▶ **Do this**
Copy all the entries word for word, but omit the pictures.

═══ Available records ═══

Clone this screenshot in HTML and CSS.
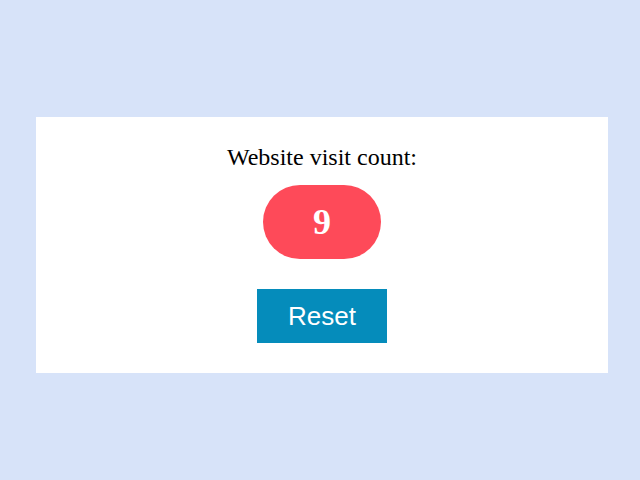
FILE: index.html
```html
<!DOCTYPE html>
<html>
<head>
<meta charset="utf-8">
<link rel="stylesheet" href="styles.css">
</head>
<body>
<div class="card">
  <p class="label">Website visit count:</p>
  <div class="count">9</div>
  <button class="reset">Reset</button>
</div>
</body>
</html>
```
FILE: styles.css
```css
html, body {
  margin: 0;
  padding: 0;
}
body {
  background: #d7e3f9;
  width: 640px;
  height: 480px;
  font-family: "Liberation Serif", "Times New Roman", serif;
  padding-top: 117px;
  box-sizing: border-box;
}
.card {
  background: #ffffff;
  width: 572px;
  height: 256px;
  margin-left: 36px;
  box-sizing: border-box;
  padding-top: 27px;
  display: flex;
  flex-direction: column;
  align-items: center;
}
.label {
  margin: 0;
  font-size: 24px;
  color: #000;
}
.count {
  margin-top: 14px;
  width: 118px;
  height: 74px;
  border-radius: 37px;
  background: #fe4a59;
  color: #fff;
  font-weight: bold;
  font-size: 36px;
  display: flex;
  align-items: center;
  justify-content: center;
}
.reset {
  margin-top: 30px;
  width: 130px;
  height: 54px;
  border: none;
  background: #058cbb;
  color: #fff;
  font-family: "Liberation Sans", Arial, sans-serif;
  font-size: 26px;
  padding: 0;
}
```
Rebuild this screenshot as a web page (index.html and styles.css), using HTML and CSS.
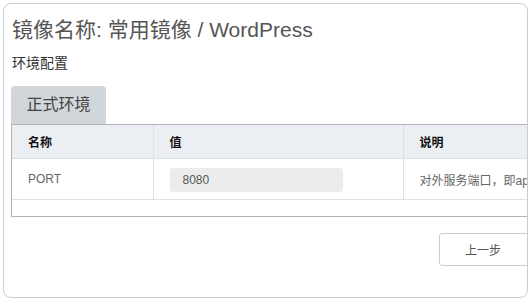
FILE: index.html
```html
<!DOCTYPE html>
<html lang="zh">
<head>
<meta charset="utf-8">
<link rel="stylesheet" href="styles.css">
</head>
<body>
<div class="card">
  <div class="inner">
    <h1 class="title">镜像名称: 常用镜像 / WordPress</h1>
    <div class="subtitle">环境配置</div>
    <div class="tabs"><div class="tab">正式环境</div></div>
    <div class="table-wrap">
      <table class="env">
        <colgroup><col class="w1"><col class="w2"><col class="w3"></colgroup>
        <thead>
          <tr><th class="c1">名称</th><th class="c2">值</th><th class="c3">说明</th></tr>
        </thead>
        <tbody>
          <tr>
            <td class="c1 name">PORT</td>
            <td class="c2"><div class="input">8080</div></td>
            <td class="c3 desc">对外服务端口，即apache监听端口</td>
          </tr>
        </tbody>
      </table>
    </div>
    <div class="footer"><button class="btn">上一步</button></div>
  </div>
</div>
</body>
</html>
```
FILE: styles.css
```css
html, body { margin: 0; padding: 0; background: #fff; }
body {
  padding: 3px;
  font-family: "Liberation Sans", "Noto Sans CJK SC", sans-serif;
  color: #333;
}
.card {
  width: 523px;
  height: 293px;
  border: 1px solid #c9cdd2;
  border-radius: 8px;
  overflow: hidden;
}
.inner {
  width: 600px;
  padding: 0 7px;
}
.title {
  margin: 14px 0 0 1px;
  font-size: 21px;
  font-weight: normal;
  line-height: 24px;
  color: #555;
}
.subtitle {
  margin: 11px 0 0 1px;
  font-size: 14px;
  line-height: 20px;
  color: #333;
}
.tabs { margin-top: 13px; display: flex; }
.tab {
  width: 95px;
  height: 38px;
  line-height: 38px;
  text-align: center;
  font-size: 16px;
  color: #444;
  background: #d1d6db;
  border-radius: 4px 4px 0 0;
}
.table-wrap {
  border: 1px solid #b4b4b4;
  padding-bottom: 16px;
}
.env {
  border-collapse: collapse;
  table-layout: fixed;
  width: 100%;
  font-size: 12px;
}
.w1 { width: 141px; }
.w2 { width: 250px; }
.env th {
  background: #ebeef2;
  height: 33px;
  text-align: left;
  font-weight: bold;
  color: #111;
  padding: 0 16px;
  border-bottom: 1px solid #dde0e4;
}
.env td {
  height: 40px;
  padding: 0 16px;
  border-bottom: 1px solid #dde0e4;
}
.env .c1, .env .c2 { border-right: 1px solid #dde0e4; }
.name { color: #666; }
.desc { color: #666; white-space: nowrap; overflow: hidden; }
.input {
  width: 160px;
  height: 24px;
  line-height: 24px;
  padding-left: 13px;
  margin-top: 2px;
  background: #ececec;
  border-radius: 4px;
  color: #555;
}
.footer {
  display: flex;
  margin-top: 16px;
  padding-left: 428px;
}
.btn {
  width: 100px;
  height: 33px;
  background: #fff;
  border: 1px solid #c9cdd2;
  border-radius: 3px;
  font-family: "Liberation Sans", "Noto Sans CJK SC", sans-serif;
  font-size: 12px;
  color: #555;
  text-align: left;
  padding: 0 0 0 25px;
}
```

═══

▶ **Result of this exercise**
Clone this screenshot in HTML and CSS.
FILE: index.html
```html
<!DOCTYPE html>
<html>
<head>
<meta charset="utf-8">
<link rel="stylesheet" href="styles.css">
</head>
<body>
<div class="card">
  <p class="label">Website visit count:</p>
  <div class="count">9</div>
  <button class="reset">Reset</button>
</div>
</body>
</html>
```
FILE: styles.css
```css
html, body {
  margin: 0;
  padding: 0;
}
body {
  background: #d7e3f9;
  width: 640px;
  height: 480px;
  font-family: "Liberation Serif", "Times New Roman", serif;
  padding-top: 117px;
  box-sizing: border-box;
}
.card {
  background: #ffffff;
  width: 572px;
  height: 256px;
  margin-left: 36px;
  box-sizing: border-box;
  padding-top: 27px;
  display: flex;
  flex-direction: column;
  align-items: center;
}
.label {
  margin: 0;
  font-size: 24px;
  color: #000;
}
.count {
  margin-top: 14px;
  width: 118px;
  height: 74px;
  border-radius: 37px;
  background: #fe4a59;
  color: #fff;
  font-weight: bold;
  font-size: 36px;
  display: flex;
  align-items: center;
  justify-content: center;
}
.reset {
  margin-top: 30px;
  width: 130px;
  height: 54px;
  border: none;
  background: #058cbb;
  color: #fff;
  font-family: "Liberation Sans", Arial, sans-serif;
  font-size: 26px;
  padding: 0;
}
```
Rebuild this screenshot as a web page (index.html and styles.css), using HTML and CSS.
FILE: index.html
```html
<!DOCTYPE html>
<html lang="zh">
<head>
<meta charset="utf-8">
<link rel="stylesheet" href="styles.css">
</head>
<body>
<div class="card">
  <div class="inner">
    <h1 class="title">镜像名称: 常用镜像 / WordPress</h1>
    <div class="subtitle">环境配置</div>
    <div class="tabs"><div class="tab">正式环境</div></div>
    <div class="table-wrap">
      <table class="env">
        <colgroup><col class="w1"><col class="w2"><col class="w3"></colgroup>
        <thead>
          <tr><th class="c1">名称</th><th class="c2">值</th><th class="c3">说明</th></tr>
        </thead>
        <tbody>
          <tr>
            <td class="c1 name">PORT</td>
            <td class="c2"><div class="input">8080</div></td>
            <td class="c3 desc">对外服务端口，即apache监听端口</td>
          </tr>
        </tbody>
      </table>
    </div>
    <div class="footer"><button class="btn">上一步</button></div>
  </div>
</div>
</body>
</html>
```
FILE: styles.css
```css
html, body { margin: 0; padding: 0; background: #fff; }
body {
  padding: 3px;
  font-family: "Liberation Sans", "Noto Sans CJK SC", sans-serif;
  color: #333;
}
.card {
  width: 523px;
  height: 293px;
  border: 1px solid #c9cdd2;
  border-radius: 8px;
  overflow: hidden;
}
.inner {
  width: 600px;
  padding: 0 7px;
}
.title {
  margin: 14px 0 0 1px;
  font-size: 21px;
  font-weight: normal;
  line-height: 24px;
  color: #555;
}
.subtitle {
  margin: 11px 0 0 1px;
  font-size: 14px;
  line-height: 20px;
  color: #333;
}
.tabs { margin-top: 13px; display: flex; }
.tab {
  width: 95px;
  height: 38px;
  line-height: 38px;
  text-align: center;
  font-size: 16px;
  color: #444;
  background: #d1d6db;
  border-radius: 4px 4px 0 0;
}
.table-wrap {
  border: 1px solid #b4b4b4;
  padding-bottom: 16px;
}
.env {
  border-collapse: collapse;
  table-layout: fixed;
  width: 100%;
  font-size: 12px;
}
.w1 { width: 141px; }
.w2 { width: 250px; }
.env th {
  background: #ebeef2;
  height: 33px;
  text-align: left;
  font-weight: bold;
  color: #111;
  padding: 0 16px;
  border-bottom: 1px solid #dde0e4;
}
.env td {
  height: 40px;
  padding: 0 16px;
  border-bottom: 1px solid #dde0e4;
}
.env .c1, .env .c2 { border-right: 1px solid #dde0e4; }
.name { color: #666; }
.desc { color: #666; white-space: nowrap; overflow: hidden; }
.input {
  width: 160px;
  height: 24px;
  line-height: 24px;
  padding-left: 13px;
  margin-top: 2px;
  background: #ececec;
  border-radius: 4px;
  color: #555;
}
.footer {
  display: flex;
  margin-top: 16px;
  padding-left: 428px;
}
.btn {
  width: 100px;
  height: 33px;
  background: #fff;
  border: 1px solid #c9cdd2;
  border-radius: 3px;
  font-family: "Liberation Sans", "Noto Sans CJK SC", sans-serif;
  font-size: 12px;
  color: #555;
  text-align: left;
  padding: 0 0 0 25px;
}
```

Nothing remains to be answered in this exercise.